Speaking at a high-level summit on Congo and the region in Burundi’s commercial capital Bujumbura, UN Secretary-General Antonio Guterres on Saturday called for redoubling efforts to achieve lasting peace and security in eastern Democratic Republic of Congo and the Great Lakes region.
Guterres reiterated that both local and foreign armed groups in Congo must lay down their arms.
“I encourage the signatory countries, the African Union, the International Conference on the Great Lakes Region and the Southern African Development Community to redouble their efforts,” said Guterres.
The meeting attended by several regional leaders was convened to review progress and challenges on implementing the Regional Oversight Mechanism of the Peace, Security and Cooperation Framework for Congo and the region, signed in Ethiopia in 2013.
Guterres said the signing of the framework agreement 10 years ago raised many hopes.

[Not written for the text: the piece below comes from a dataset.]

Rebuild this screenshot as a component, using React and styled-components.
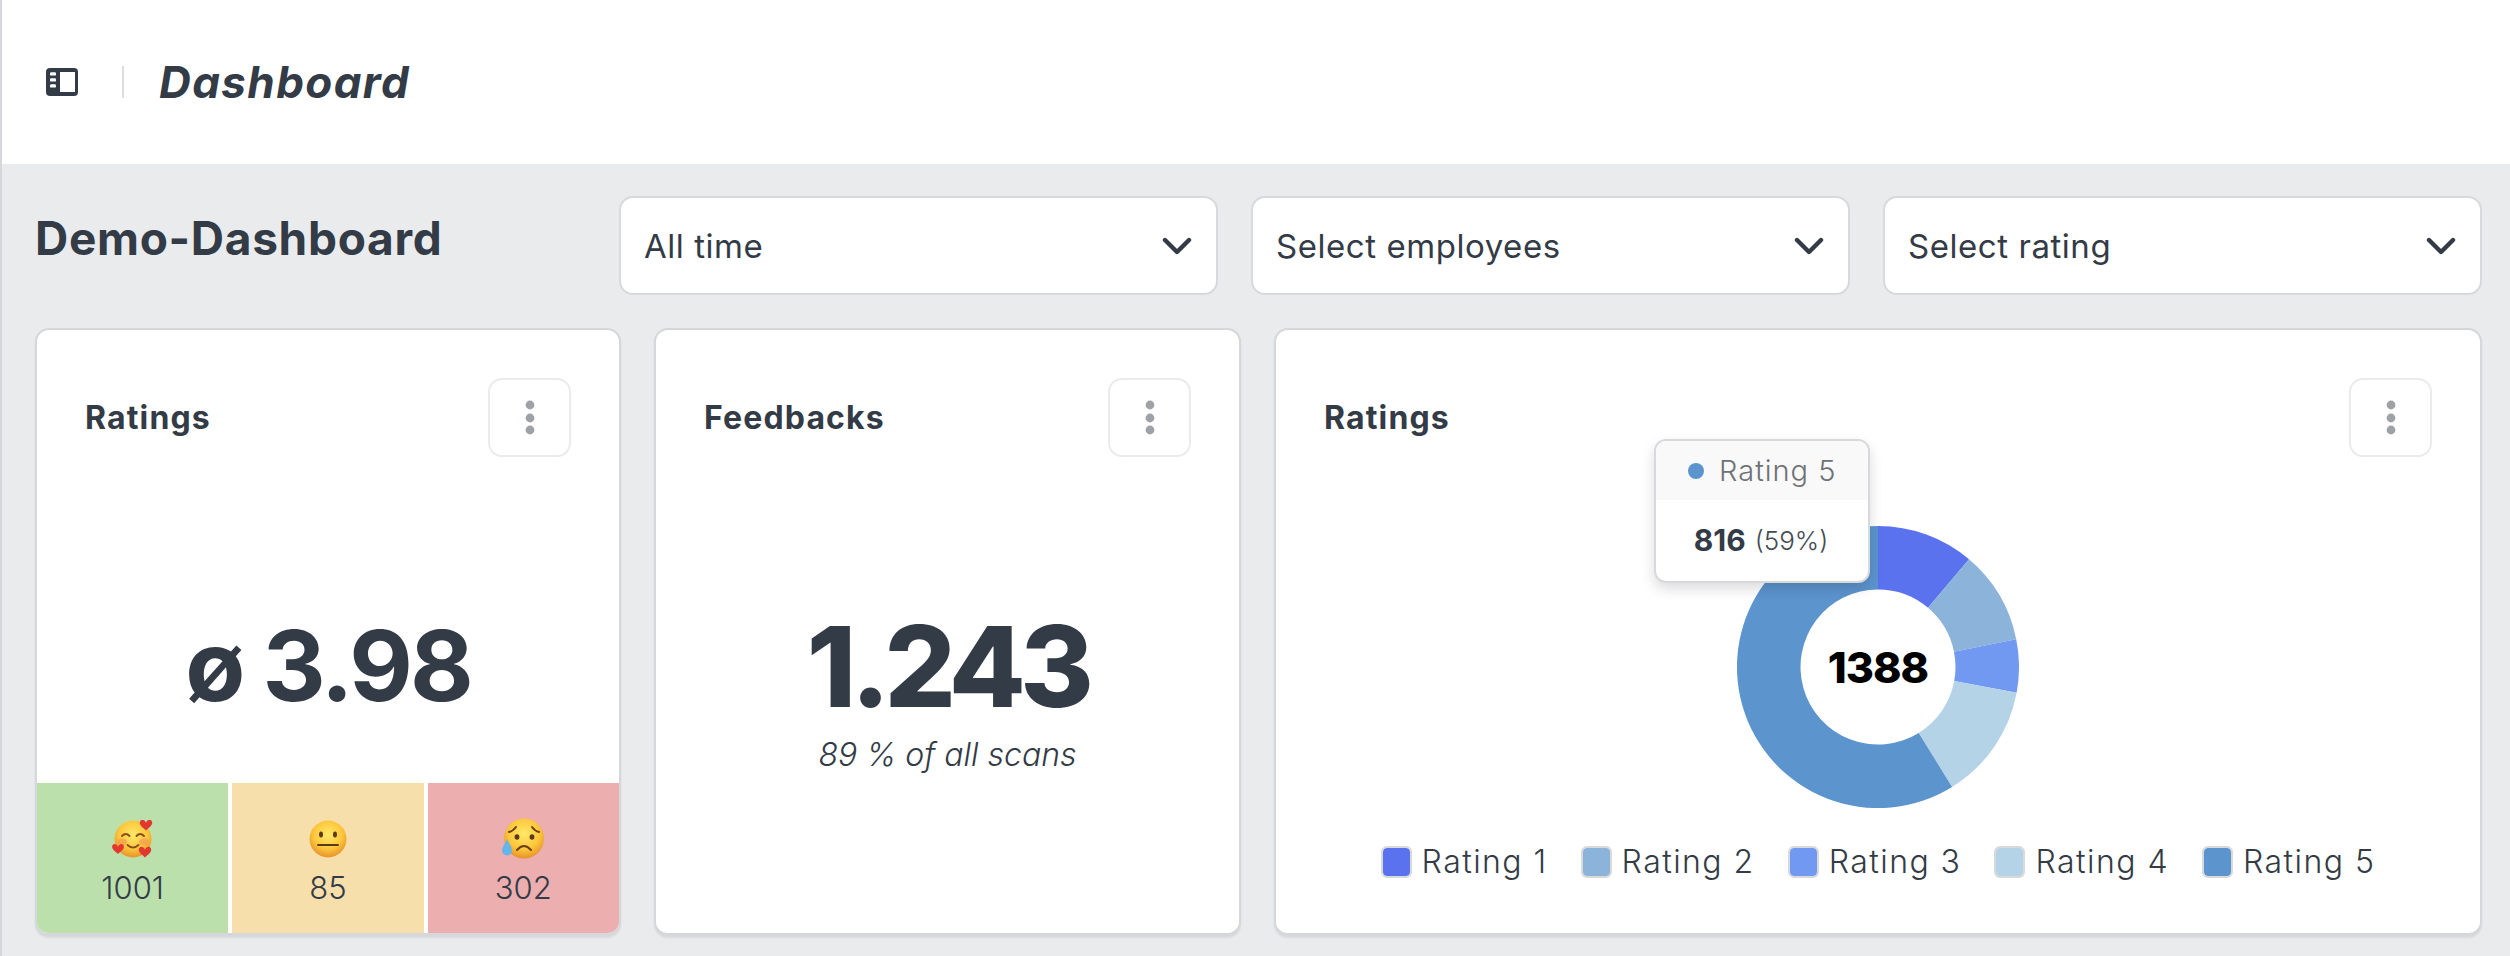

“It marked a turning point, in which countries in the region made concrete commitments to end recurrent cycles of violence, particularly in eastern DR Congo, and build lasting peace and security … unfortunately, the current crisis underscores how far we still have to go,” he said.
There are more than 100 armed groups in Congo, including Congolese and foreigners.
The groups accused of committing serious human rights abuses, including sexual violence, pose threat on the stability of the entire Great Lakes region.
The Addis Ababa framework agreement was aimed at ending recurring violence in Congo and resolving conflict, tackling instability, and building sustainable peace in the region – with the UN, African Union, International Conference on the Great Lakes Region, and the Southern African Development Community, acting as the guarantor institutions.
Appealing to armed groups to join the Congolese government process of demobilization, disarmament and reintegration, the UN chief called on “political and community leaders to put an end to hate speech and incitement to violence.”
Congolese President Felix Tshisekedi said “certain signatories have violated the Addis Ababa framework agreement,” reiterating claims accusing Rwanda of supporting the M23 rebel group fighting his government in the east.
Rwanda, which was represented at the summit by Prime Minister Edouard Ngirente, has constantly denied the charge. More than 500,000 people have fled their homes since the resurgence of the M23 in November 2021, according to the UN.
Burundi’s President Evariste Ndayishimiye called for “African wisdom to find African solutions to African problems.” South Africa’s President Cyril Ramaphosa, Ugandan President Yoweri Museveni and Moussa Faki Mahamat, the African Union Commission chairperson, attended the meeting among others.